President Buhari and President Trump during press briefing at the White House

Posted: May 1, 2018 at 5:30 am   /   by   /   comments (0)

Nigerian President Muhammadu Buhari the first leader of a sub-Saharan African leader met with U.S. President Donald Trump at the White House on Monday, April 30th, 2018.

The meeting comes weeks after Rex Tillerson, then U.S. secretary of state, visited Nigeria and other African countries in March only to be fired after his return to Washington.

Tillerson’s trip was part of attempts to smooth relations after Trump reportedly dismissed some African nations as “shithole countries” in January. Trump later denied making the comment.

US President Donald Trump’s reported disparaging of African countries did not come up in his talks with Nigeria’s president, the two leaders have said.

Muhammadu Buhari sidestepped a reporter’s question about Mr. Trump’s alleged use of the term “shitholes” to describe certain developing nations.

In their White House news conference, Mr. Trump added: “We didn’t discuss it.”

Mr. Buhari was asked during Monday’s joint press conference about a report in January that Mr. Trump had complained about immigrants coming to the US from “shithole countries,” specifically referring to Haiti, El Salvador, and some African nations.

The Nigerian president diplomatically replied: “I’m not sure about, you know, the validity of whether that allegation against the president is true or not. “So the best thing for me is to keep quiet.”

Mr. Trump did not deny he had used the term in his own reply. “The [Nigerian] president knows me, and he knows where I’m coming from,” he said. “And you do have some countries that are in very bad shape and very tough places to live in.”

Mr. Trump took the opportunity to rail against US immigration laws, calling them “obsolete,” “weak” and “pathetic.”

“Our immigration laws in this country are a total disaster,” he said, renewing calls for a border wall.

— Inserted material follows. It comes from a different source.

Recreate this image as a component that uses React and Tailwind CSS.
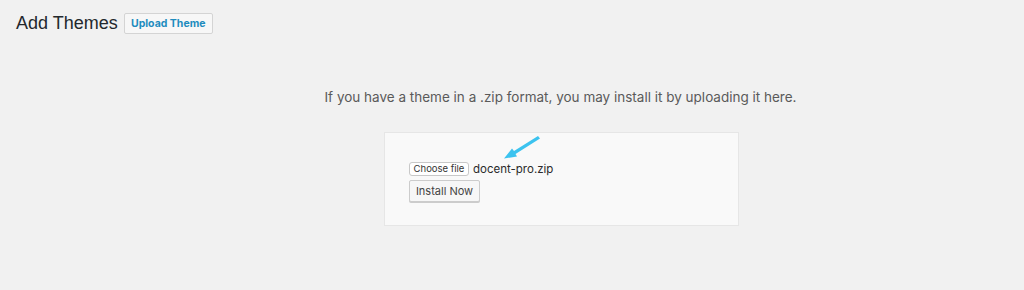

The White House recently sold 12 counter-insurgency aircraft worth $496m (£360m) to Nigeria to help in its fight against Boko Haram jihadist insurgents. The US previously refused to sell military aircraft to Nigeria, citing human rights concerns.

Mr. Trump said he hoped the Nigerian authorities would “protect innocent civilians of all faiths, including Muslims and including Christians.” He also addressed sectarian strife in the African country, where 18 people, including two priests, were killed in an attack last week on a church.

“We’ve had serious problems with Christians who have been murdered, killed,” Mr. Trump said. “We’re going to work on that problem and working on that problem very, very hard.”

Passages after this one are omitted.